Africa has the fastest growing cities in the world, with 40 percent of its one billion people in towns and cities. But a lack of urban planning means sprawling slums are mushrooming alongside expensive housing and luxury flats.

Residents will be moved out of Kangondo slum, nestled between high-end residential areas in northern Kigali, popularly known as Bannyahe, meaning “Where are the toilets?” in the Kinyarwanda language, as people have to share pit latrines.

Their shacks will be replaced with new buildings in line with urban planning regulations.

Rangira said the relocation plan has faced resistance from landlords who want cash compensation instead but added that the city is working within the law.

Landlocked Rwanda has ambitions to be a tech-savvy logistics hub mirroring Singapore’s rags-to-riches rise, boasting years of solid economic growth and pristine streets, although critics say gains have come at the cost of political freedom.

“What we are doing now is mobilization for the master plan,” Rangira said, referring to the Kigali city master plan, which was introduced in 2013 to build an environmentally sustainable city and reduce the risk of landslides, a common hazard.
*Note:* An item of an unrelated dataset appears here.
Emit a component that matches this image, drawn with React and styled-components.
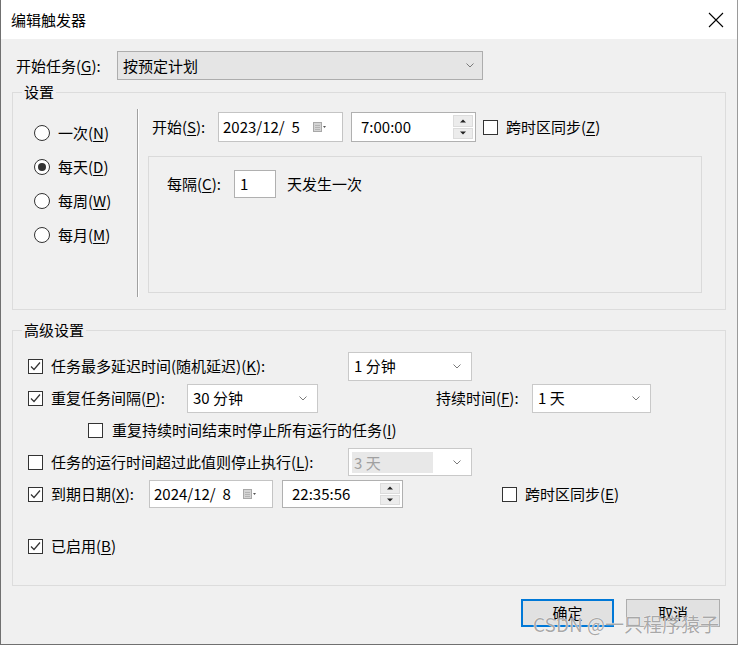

The ambitious plan was praised by urban planners for its focus on sustainable land use, and won several awards, although its strict implementation drew fire from human rights groups.

Kigali’s population is expected to almost triple to about 3 million people by 2030.

The authorities have pledged that the city’s numerous informal settlements, where the majority of residents live, will be a thing of the past by 2040 and have embarked on large-scale slum clearance.

But critics say the government is unfairly dispossessing people of their properties because the new houses are in a less central location where it is harder to find work.

“People who own houses there stand to lose more than tenants who can easily move elsewhere,” said Vincent Manirakiza, an urban planning expert with the University of Rwanda, who argues that it is more pro-poor to upgrade informal settlements.